Woodside Memorial Park-Woodside Memorial Triangle

Woodside Plaza

This text is part of Parks’ Historical Signs Project and can be found posted within the park.

Woodside Plaza is dedicated to the members of the Woodside community who served and died in World War I (1914-1918), World War II (1939-1945), Korea (1950-1953), and Vietnam (1964-1975). It is named for the neighborhood of Woodside, which lies in northwestern Queens, abutting Long Island City.

During New York’s colonial period, Woodside was known as “suicide’s paradise,” as it was largely snake-infested swamps and wolf-ridden woodlands. The Dutch gave Father John Doughty, a colonist from Massachusetts, a charter for 13,000 acres in 1642, and thus began the region’s settlement. During the mid-1800s, several wealthy men moved from Charleston, South Carolina to build mansions in the region, including John Kelly. Kelly’s son John Andrew Kelly worked as a newspaper man and wrote a set of articles entitled “Letters from Woodside,” after his view of the woods from his window. When developer Benjamin Hitchcock bought the Kelly estate in 1867 to develop a village, he favored the name Woodside over “suicide’s paradise” for his new town.

Woodside saw a huge building boom in 1869, when Hitchcock broke the Kelly farm into lots, which he sold for between $100 and $300 each.
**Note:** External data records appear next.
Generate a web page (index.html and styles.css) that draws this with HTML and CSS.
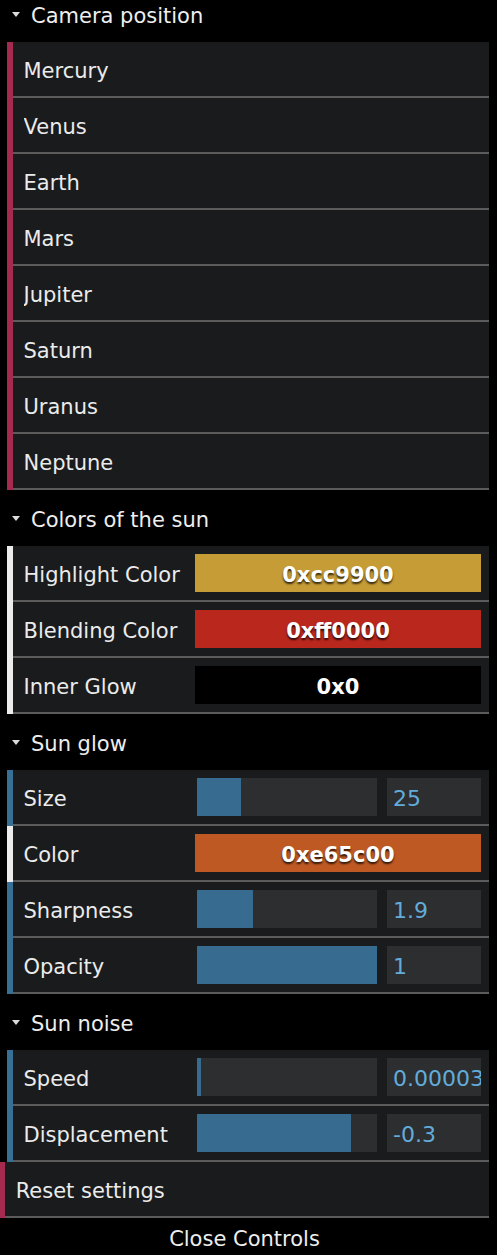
FILE: index.html
```html
<!DOCTYPE html>
<html>
<head>
<meta charset="utf-8">
<link rel="stylesheet" href="styles.css">
</head>
<body>
<div class="gui">
  <div class="folder">
    <div class="title"><span class="arrow"></span><span class="ttext">Camera position</span></div>
    <div class="rows">
      <div class="row fn"><span class="label">Mercury</span></div>
      <div class="row fn"><span class="label">Venus</span></div>
      <div class="row fn"><span class="label">Earth</span></div>
      <div class="row fn"><span class="label">Mars</span></div>
      <div class="row fn"><span class="label">Jupiter</span></div>
      <div class="row fn"><span class="label">Saturn</span></div>
      <div class="row fn"><span class="label">Uranus</span></div>
      <div class="row fn"><span class="label">Neptune</span></div>
    </div>
  </div>
  <div class="folder">
    <div class="title"><span class="arrow"></span><span class="ttext">Colors of the sun</span></div>
    <div class="rows">
      <div class="row col"><span class="label">Highlight Color</span><div class="swatch c-high">0xcc9900</div></div>
      <div class="row col"><span class="label">Blending Color</span><div class="swatch c-blend">0xff0000</div></div>
      <div class="row col"><span class="label">Inner Glow</span><div class="swatch c-inner">0x0</div></div>
    </div>
  </div>
  <div class="folder">
    <div class="title"><span class="arrow"></span><span class="ttext">Sun glow</span></div>
    <div class="rows">
      <div class="row num"><span class="label">Size</span><div class="ctrl"><div class="slider"><div class="fill" style="width:24.4%"></div></div><div class="value">25</div></div></div>
      <div class="row col"><span class="label">Color</span><div class="swatch c-glow">0xe65c00</div></div>
      <div class="row num"><span class="label">Sharpness</span><div class="ctrl"><div class="slider"><div class="fill" style="width:31%"></div></div><div class="value">1.9</div></div></div>
      <div class="row num"><span class="label">Opacity</span><div class="ctrl"><div class="slider"><div class="fill" style="width:100%"></div></div><div class="value">1</div></div></div>
    </div>
  </div>
  <div class="folder">
    <div class="title"><span class="arrow"></span><span class="ttext">Sun noise</span></div>
    <div class="rows">
      <div class="row num"><span class="label">Speed</span><div class="ctrl"><div class="slider"><div class="fill" style="width:2.2%"></div></div><div class="value">0.00003</div></div></div>
      <div class="row num"><span class="label">Displacement</span><div class="ctrl"><div class="slider"><div class="fill" style="width:85.5%"></div></div><div class="value">-0.3</div></div></div>
    </div>
  </div>
  <div class="row fn top"><span class="label">Reset settings</span></div>
  <div class="close"><span class="ttext">Close Controls</span></div>
</div>
</body>
</html>
```
FILE: styles.css
```css
html, body {
  margin: 0;
  padding: 0;
  background: #000;
  overflow: hidden;
}
body {
  width: 497px;
  height: 1255px;
}
.gui {
  width: 489px;
  margin-top: -14px;
  background: #000;
  color: #ebebeb;
  font-family: "DejaVu Sans", sans-serif;
  font-size: 21px;
}
.title {
  height: 56px;
  display: flex;
  align-items: center;
  padding-left: 12px;
  background: #000;
  color: #eeeeee;
}
.ttext {
  padding-top: 4px;
}
.arrow {
  width: 0;
  height: 0;
  border-left: 4.5px solid transparent;
  border-right: 4.5px solid transparent;
  border-top: 5px solid #dcdcdc;
  margin-right: 11px;
  margin-top: 1px;
}
.rows {
  padding-left: 7px;
  display: flex;
  flex-direction: column;
}
.row {
  height: 56px;
  display: flex;
  align-items: center;
  padding-left: 10.5px;
  padding-right: 8px;
  padding-bottom: 2px;
  box-sizing: border-box;
  border-left: 6px solid #a52a4f;
  background: linear-gradient(#5b5b5b, #5b5b5b) left bottom / 100% 2px no-repeat, #1a1b1d;
}
.row.fn { border-left-color: #a52a4f; }
.row.col { border-left-color: #ececec; }
.row.num { border-left-color: #386f94; }
.row.top { border-left-width: 5px; padding-left: 10.7px; }
.label {
  flex: 1;
  white-space: nowrap;
  overflow: hidden;
  padding-top: 4px;
}
.swatch {
  width: 286px;
  height: 38px;
  box-sizing: border-box;
  padding-top: 3px;
  display: flex;
  align-items: center;
  justify-content: center;
  font-weight: bold;
  color: #fff;
  text-shadow: rgba(0, 0, 0, 0.75) 0 2px 2px;
}
.c-high { background: #c69c36; }
.c-blend { background: #ba271d; }
.c-inner { background: #000; }
.c-glow { background: #bf5923; }
.ctrl {
  width: 286px;
  height: 38px;
  display: flex;
}
.slider {
  margin-left: 2px;
  width: 180px;
  height: 38px;
  background: #2d2e30;
}
.fill {
  height: 100%;
  background: #376c90;
}
.value {
  margin-left: 10px;
  width: 94px;
  height: 38px;
  box-sizing: border-box;
  padding-left: 6px;
  padding-top: 3px;
  background: #2d2e30;
  color: #62acda;
  font-size: 22px;
  display: flex;
  align-items: center;
  white-space: nowrap;
  overflow: hidden;
}
.close {
  height: 40px;
  display: flex;
  align-items: center;
  justify-content: center;
  background: #000;
  color: #eeeeee;
}
.close .ttext {
  padding-top: 2px;
}
```
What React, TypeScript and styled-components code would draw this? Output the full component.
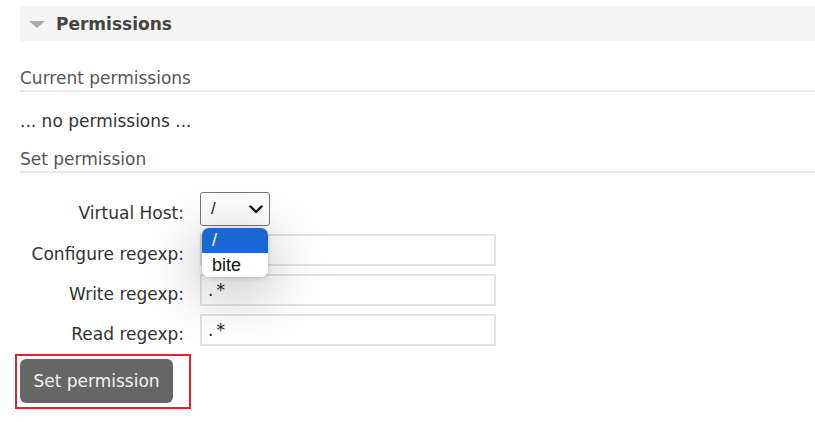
import React from "react";
import styled, { createGlobalStyle } from "styled-components";

const GlobalStyle = createGlobalStyle`
  html, body { margin: 0; padding: 0; background: #fff; }
  body {
    font-family: "DejaVu Sans", Verdana, sans-serif;
    font-size: 17px;
    color: #333;
  }
`;

const Page = styled.div`
  padding: 6px 0 0 20px;
  width: 795px;
`;

const SectionHeader = styled.div`
  display: flex;
  align-items: center;
  height: 35px;
  background: #f5f5f5;
  padding-left: 9px;
  gap: 11px;
`;

const Triangle = styled.span`
  width: 0;
  height: 0;
  border-left: 8px solid transparent;
  border-right: 8px solid transparent;
  border-top: 7px solid #aaa;
  margin-top: 1px;
`;

const HeaderTitle = styled.h2`
  margin: 0;
  font-size: 17px;
  font-weight: bold;
  color: #444;
  line-height: 20px;
`;

const SubHeading = styled.h3<{ $top: number }>`
  margin: ${(p) => p.$top}px 0 0 0;
  font-size: 17px;
  font-weight: normal;
  color: #555;
  line-height: 20px;
  padding-bottom: 2px;
  border-bottom: 2px solid #e8e8e8;
`;

const Note = styled.p`
  margin: 19px 0 0 0;
  line-height: 20px;
  color: #333;
`;

const Form = styled.div`
  display: grid;
  grid-template-columns: 180px 296px;
  row-gap: 8px;
  margin-top: 19px;
  align-items: center;
`;

const Label = styled.label`
  text-align: right;
  padding: 8px 16px 0 0;
  color: #333;
  line-height: 20px;
`;

const SelectWrap = styled.div`
  position: relative;
  width: 70px;
  height: 34px;
`;

const SelectBox = styled.div`
  box-sizing: border-box;
  width: 70px;
  height: 34px;
  border: 1px solid #767676;
  border-radius: 3px;
  display: flex;
  align-items: center;
  justify-content: space-between;
  padding: 0 5px 0 10px;
  font-family: "Liberation Sans", Arial, sans-serif;
  font-size: 17px;
  color: #222;
  background: #fff;
`;

const Popup = styled.div`
  position: absolute;
  left: 2px;
  top: 36px;
  width: 66px;
  height: 49px;
  background: #fff;
  border-radius: 7px;
  overflow: hidden;
  box-shadow: 0 12px 60px rgba(0, 0, 0, 0.34), 0 1px 4px rgba(0, 0, 0, 0.18);
  z-index: 10;
  font-family: "Liberation Sans", Arial, sans-serif;
  font-size: 18px;
`;

const Option = styled.div<{ $selected?: boolean }>`
  height: ${(p) => (p.$selected ? 25 : 24)}px;
  line-height: 24px;
  padding-left: 10px;
  background: ${(p) => (p.$selected ? "#1a68d3" : "#fff")};
  color: ${(p) => (p.$selected ? "#fff" : "#111")};
`;

const TextInput = styled.div`
  box-sizing: border-box;
  width: 296px;
  height: 32px;
  border: 2px solid #e2e2e2;
  border-radius: 1px;
  padding-left: 6px;
  display: flex;
  align-items: center;
  color: #222;
  font-size: 17px;
  letter-spacing: 3px;
`;

const Highlight = styled.div`
  display: inline-block;
  margin: 8px 0 0 -5px;
  border: 2px solid #e4212c;
  padding: 3px 16px 4px 3px;
`;

const Button = styled.button`
  display: block;
  width: 153px;
  height: 44px;
  border: none;
  border-radius: 6px;
  background: #666;
  color: #f2f2f2;
  font-family: "DejaVu Sans", Verdana, sans-serif;
  font-size: 17px;
  padding: 0;
`;

const Chevron = () => (
  <svg width="16" height="16" viewBox="0 0 16 16">
    <path d="M2.5 5.5 L8 11 L13.5 5.5" fill="none" stroke="#111" strokeWidth="2.4" strokeLinecap="round" strokeLinejoin="round" />
  </svg>
);

export default function App() {
  return (
    <>
      <GlobalStyle />
      <Page>
        <SectionHeader>
          <Triangle />
          <HeaderTitle>Permissions</HeaderTitle>
        </SectionHeader>
        <SubHeading $top={27}>Current permissions</SubHeading>
        <Note>... no permissions ...</Note>
        <SubHeading $top={18}>Set permission</SubHeading>
        <Form>
          <Label>Virtual Host:</Label>
          <SelectWrap>
            <SelectBox>
              <span>/</span>
              <Chevron />
            </SelectBox>
            <Popup>
              <Option $selected>/</Option>
              <Option>bite</Option>
            </Popup>
          </SelectWrap>
          <Label>Configure regexp:</Label>
          <TextInput />
          <Label>Write regexp:</Label>
          <TextInput>.*</TextInput>
          <Label>Read regexp:</Label>
          <TextInput>.*</TextInput>
        </Form>
        <Highlight>
          <Button>Set permission</Button>
        </Highlight>
      </Page>
    </>
  );
}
He also built streets in the village, and his interest encouraged other builders to join in developing the area. Eventually, other large estates were sold and developed. The Long Island and the Flushing Rail Road companies merged and opened a station in Woodside in 1895. When the Queensboro Bridge opened in 1909, the population of Woodside rose to nearly six thousand people. Elevated train lines branched into the neighborhood and opened in 1917, causing the population to jump again. In the 1920s, the last tracts of undeveloped land disappeared. After World War II, many of the houses in Woodside were torn down to make way for apartment buildings.

Woodside Plaza, located at the junction of Roosevelt Avenue, Woodside Avenue, and 60th Street, was originally known as Woodside Memorial Park after its construction in 1971. Commissioner Stern renamed the property “Woodside Plaza” in 1998. There is a large monument in the park, made of smooth gray marble, with the following inscription in gold lettering: “WOODSIDE MEMORIAL PARK: Dedicated to all members of the community who made the supreme sacrifice for the good and welfare of their country and for the peace and freedom of mankind. THE WORLD WARS, KOREA, AND VIETNAM.”

Also in the park are several young trees and new plantings including Willowleaf cotoneaster (Cotoneaster salicifolius), Siberian cypress (Microbiota decussata), lillyturf (Liriope muscari “Big Blue”), cranesbill (Geranium masculatum), Bloody geranium (Geranium sanguineum), Evergreen barrenwort (Epidium davidii), Threadleaf bluestar (Amsonia hubrechtii), Meadow sage (Salvia pratensis), and comfrey (Symphytum officinale).

The property is paved with square and hexagonal tiles. There are several sets of wooden benches, as well as two lampposts, a flagpole with a yardarm, and a drinking fountain, all of which were added during reconstruction in 1999. Woodside Plaza is now part of the Greenstreets program, a joint project of Parks and the Department of Transportation begun in 1986 and revived in 1994. Its goal is to convert paved street properties, such as triangles and malls, into green spaces.